#### Task details:
Return each line that holds the word "React".

#### Task material:
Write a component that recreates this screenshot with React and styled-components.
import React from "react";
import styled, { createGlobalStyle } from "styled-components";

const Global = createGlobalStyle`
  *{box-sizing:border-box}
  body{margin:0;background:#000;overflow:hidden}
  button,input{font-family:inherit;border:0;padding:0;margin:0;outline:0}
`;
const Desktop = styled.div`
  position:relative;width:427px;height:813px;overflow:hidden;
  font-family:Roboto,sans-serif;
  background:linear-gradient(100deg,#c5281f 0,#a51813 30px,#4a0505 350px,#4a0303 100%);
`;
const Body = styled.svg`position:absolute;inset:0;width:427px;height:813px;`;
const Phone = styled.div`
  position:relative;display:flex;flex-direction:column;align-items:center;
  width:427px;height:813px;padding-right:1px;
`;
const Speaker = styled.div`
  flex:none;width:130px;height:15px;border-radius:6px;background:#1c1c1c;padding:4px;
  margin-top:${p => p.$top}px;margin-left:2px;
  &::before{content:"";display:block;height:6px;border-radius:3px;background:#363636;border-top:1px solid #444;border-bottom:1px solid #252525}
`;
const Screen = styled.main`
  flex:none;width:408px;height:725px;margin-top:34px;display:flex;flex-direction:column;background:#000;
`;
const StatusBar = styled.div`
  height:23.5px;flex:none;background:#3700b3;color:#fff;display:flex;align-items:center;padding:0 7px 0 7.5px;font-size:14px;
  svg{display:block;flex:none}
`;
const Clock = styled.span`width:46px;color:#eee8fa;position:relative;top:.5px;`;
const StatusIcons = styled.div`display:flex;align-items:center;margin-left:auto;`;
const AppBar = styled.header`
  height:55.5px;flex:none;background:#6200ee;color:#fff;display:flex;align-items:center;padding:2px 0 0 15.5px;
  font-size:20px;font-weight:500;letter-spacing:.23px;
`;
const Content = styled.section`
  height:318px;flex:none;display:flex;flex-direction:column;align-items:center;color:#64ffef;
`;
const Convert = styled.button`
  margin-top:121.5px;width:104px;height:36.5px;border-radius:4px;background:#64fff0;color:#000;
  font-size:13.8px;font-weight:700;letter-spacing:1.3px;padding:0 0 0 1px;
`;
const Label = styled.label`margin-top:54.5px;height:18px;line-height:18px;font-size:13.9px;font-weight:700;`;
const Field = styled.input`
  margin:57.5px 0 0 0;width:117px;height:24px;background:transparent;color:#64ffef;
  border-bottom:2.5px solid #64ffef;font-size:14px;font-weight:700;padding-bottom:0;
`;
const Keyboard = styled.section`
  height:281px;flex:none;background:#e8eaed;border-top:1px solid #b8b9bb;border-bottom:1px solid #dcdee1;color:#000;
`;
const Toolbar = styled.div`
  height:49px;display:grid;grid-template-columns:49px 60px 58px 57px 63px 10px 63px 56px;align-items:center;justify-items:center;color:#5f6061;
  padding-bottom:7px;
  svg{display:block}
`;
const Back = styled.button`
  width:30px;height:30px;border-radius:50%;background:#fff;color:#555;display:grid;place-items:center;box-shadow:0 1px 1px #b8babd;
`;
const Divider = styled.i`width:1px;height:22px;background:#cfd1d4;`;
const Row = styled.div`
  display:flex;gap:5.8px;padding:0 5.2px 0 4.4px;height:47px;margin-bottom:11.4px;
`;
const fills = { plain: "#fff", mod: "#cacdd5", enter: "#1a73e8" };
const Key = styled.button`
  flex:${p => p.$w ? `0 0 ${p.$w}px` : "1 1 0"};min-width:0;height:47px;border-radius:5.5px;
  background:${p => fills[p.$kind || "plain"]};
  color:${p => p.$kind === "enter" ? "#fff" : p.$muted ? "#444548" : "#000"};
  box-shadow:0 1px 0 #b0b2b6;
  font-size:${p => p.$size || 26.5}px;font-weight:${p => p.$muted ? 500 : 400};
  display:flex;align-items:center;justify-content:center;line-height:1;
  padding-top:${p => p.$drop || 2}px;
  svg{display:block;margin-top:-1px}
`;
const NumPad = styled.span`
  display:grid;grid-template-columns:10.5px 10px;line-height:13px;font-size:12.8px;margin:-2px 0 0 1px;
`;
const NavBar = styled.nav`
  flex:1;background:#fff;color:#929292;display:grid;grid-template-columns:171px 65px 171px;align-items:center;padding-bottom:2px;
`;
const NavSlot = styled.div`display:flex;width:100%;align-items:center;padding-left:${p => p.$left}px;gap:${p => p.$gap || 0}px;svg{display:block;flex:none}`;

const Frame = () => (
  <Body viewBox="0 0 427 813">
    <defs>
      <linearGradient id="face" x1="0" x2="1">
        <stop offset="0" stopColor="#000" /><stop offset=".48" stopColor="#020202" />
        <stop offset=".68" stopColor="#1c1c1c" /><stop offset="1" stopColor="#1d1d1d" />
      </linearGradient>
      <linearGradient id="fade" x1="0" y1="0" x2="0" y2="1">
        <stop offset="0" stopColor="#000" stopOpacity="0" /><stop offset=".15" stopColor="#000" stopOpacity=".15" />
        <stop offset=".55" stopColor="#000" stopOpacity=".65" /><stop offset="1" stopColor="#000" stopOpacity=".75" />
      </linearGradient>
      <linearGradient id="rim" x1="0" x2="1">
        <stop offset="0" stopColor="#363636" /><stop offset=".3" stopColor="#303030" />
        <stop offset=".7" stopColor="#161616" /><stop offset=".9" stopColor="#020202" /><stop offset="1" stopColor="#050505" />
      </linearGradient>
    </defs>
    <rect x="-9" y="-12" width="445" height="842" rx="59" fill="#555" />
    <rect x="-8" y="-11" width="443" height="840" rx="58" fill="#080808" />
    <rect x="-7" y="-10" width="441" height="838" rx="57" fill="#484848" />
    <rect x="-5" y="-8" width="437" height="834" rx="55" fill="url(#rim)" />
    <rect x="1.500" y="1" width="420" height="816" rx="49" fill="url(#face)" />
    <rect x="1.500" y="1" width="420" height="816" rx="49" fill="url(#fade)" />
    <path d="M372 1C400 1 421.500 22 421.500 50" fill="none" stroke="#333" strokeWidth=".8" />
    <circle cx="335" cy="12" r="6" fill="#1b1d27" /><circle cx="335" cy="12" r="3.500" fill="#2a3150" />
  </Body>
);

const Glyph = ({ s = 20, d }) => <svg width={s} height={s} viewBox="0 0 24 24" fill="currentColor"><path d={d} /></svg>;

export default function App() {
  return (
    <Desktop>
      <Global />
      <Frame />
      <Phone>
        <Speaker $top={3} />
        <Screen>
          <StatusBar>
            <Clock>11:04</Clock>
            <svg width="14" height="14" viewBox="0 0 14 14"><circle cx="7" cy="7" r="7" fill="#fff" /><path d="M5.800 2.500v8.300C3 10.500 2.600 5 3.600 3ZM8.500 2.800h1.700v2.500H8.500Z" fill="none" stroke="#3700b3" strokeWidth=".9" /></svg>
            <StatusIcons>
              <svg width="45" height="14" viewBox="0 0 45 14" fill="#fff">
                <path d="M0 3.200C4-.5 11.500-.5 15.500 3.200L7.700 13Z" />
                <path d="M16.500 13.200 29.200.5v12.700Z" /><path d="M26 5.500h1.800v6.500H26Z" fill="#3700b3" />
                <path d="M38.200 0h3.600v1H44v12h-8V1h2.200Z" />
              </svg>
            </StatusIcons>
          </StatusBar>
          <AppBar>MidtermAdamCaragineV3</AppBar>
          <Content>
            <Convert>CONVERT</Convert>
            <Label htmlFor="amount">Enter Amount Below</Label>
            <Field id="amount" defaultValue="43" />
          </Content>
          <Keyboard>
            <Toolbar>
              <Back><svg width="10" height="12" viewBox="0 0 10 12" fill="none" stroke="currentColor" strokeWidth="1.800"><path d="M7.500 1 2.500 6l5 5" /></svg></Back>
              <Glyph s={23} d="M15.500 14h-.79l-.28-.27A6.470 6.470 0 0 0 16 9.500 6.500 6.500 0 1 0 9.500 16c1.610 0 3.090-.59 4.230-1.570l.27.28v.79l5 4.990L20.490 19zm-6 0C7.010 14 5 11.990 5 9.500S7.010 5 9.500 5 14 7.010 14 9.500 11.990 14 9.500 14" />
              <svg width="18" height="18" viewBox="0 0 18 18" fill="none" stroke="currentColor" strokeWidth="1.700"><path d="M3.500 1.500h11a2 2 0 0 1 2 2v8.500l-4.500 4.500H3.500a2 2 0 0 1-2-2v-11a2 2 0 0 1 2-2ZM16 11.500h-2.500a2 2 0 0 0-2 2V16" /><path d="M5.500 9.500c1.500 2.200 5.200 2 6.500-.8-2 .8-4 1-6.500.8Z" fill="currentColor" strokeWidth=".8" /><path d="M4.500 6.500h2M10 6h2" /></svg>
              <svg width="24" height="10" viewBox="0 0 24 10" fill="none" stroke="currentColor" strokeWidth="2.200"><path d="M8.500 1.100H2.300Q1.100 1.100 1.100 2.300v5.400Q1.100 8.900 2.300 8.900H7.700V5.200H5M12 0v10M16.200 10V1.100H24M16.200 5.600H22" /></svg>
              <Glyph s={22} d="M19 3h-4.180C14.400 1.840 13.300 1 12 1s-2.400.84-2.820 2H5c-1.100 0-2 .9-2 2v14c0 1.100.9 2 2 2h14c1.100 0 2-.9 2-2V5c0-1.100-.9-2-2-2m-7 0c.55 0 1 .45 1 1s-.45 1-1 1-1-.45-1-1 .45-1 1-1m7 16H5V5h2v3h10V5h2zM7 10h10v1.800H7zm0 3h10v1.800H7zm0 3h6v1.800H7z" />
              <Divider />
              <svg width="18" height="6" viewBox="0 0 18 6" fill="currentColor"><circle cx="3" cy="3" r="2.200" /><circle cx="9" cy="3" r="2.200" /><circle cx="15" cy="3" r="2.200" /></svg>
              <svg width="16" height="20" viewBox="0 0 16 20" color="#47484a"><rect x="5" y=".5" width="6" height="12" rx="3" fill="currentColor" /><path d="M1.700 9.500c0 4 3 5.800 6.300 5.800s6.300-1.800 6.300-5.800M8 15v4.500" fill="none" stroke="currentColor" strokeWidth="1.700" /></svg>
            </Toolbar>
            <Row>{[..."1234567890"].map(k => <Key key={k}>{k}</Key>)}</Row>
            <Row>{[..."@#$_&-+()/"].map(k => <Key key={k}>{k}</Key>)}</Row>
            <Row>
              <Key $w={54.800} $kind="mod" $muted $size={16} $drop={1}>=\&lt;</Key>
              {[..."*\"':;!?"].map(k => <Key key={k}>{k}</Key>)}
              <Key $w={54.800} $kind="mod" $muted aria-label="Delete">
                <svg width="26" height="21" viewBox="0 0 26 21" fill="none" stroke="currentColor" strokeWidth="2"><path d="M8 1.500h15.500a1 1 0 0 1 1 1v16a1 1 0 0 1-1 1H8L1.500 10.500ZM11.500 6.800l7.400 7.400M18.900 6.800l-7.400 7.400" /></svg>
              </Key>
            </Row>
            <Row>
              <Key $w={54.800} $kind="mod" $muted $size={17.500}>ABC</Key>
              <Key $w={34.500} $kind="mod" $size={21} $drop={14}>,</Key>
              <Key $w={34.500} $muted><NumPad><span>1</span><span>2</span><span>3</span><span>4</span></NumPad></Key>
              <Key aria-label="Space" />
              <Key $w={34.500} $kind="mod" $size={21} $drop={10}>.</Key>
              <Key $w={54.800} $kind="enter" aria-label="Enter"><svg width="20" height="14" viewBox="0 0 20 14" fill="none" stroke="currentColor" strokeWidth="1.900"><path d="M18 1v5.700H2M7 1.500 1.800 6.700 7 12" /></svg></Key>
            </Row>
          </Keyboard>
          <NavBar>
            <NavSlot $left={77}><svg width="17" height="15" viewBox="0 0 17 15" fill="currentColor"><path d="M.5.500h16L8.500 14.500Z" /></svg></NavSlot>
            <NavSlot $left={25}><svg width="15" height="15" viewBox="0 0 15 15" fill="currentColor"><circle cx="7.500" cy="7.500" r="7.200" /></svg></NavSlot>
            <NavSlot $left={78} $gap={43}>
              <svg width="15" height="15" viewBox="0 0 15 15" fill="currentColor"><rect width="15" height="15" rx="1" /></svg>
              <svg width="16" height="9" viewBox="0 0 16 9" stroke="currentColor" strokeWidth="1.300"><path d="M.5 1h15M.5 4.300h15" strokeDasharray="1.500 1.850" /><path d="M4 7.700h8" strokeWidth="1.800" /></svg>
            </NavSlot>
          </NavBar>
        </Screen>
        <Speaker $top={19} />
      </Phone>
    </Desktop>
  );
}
--
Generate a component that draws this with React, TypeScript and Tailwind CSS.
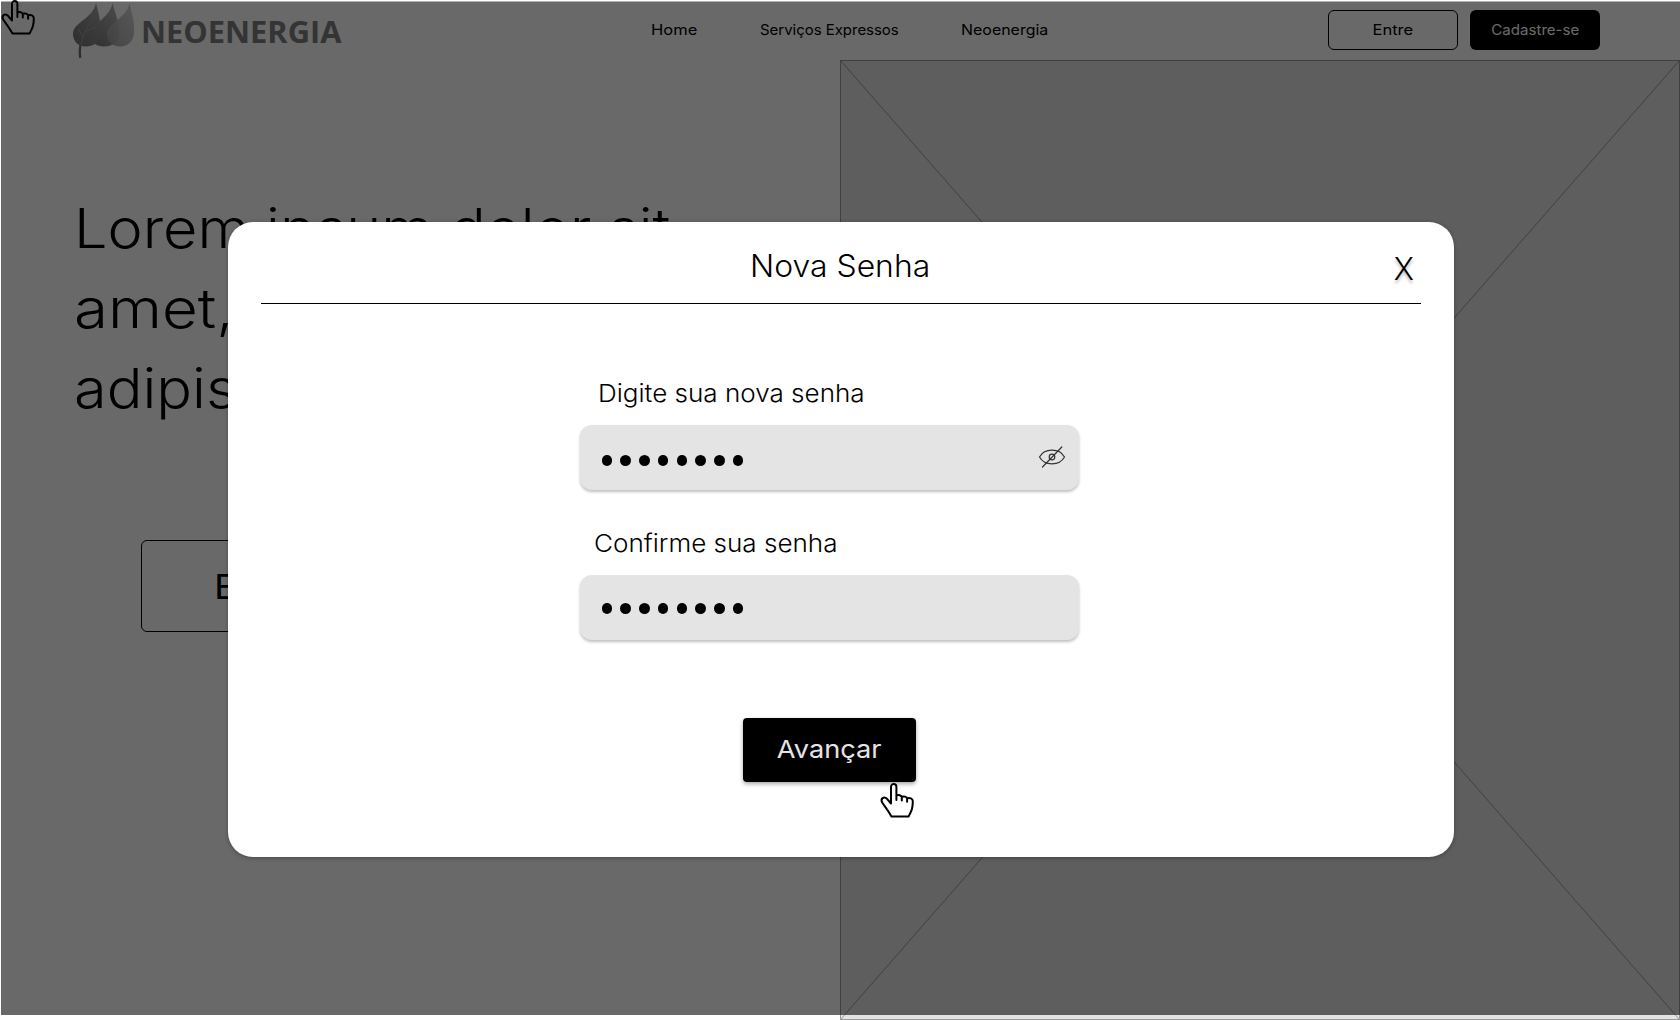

#### Finished task:
Write a component that recreates this screenshot with React and styled-components.
import React from "react";
Generate a component that draws this with React, TypeScript and Tailwind CSS.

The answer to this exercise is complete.